A little more than a week after Southern Airways Express announced it acquired Mokulele Airlines with a pledge that it would keep service, branding and employees in place, it went back on its word.
The Mississippi-based airline said Wednesday it was actually reducing staffing levels by 10 percent.
The company sent the notice via email to employees. It said the reductions “are a one-time cut required to ‘right-size’ our staffing.”
“It hurts to have to make decisions like this,” Rob McKinney, president of Pacific operations for Southern Airways Express, doing business as Mokulele Airlines, wrote in the message, 10 days after he told West Hawaii Today that staffing levels would go unchanged. “But in the end, our company has to survive and ultimately thrive!”
Keith Sisson, chief marketing officer at Southern Airways, said Wednesday evening that layoffs were not in the original plans.
“As we got to be more familiar with the operation, the overstaffing became a more obvious problem,” he said.
He also noted there won’t be a reduction in flights.
Business can be tough. Running them, even more so, as everything is based on the bottom line.
Those bottom line figures are often guarded, too, so we understand that this likely wasn’t McKinney trying to spin something that could look like a fib for the fun of it. More likely his burden was to break the bad news when word from above fell to him.
Still, it’s a bad look for a first impression after taking over a family-owned company based in Kona that also services Waimea. It’s rough enough laying off local workers — there are roughly 300 statewide — without putting a foot in the mouth.

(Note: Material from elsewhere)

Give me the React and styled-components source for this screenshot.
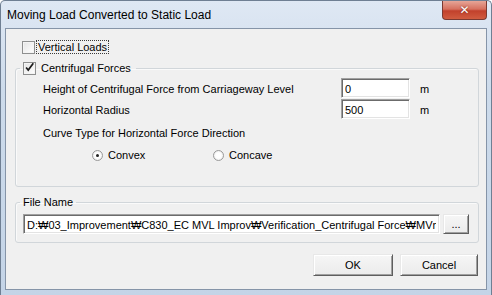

As far as air travel, few industries pike the island’s interest more. It’s the vehicle that enables our bread and butter industry, tourism.
It’s also the one that symbolizes a metaphoric lifeline — whether residents are locked on island, or if they can realistically afford to hop a flight and “get away,” as the old television commercial used to say. It’s about $200 right now to hitch an 84-mile flight to Maui for the weekend. That’s not a bad deal actually, which speaks to how expensive deals can be.
But if the new owner can make good on their other pledges — that service will excel and customers will benefit — it will be easier to forget about Southern Airway’s hiccup out of the gate.
It also wouldn’t hurt if Southwest, when they get up and running here, scoops up some of those laid-off employees.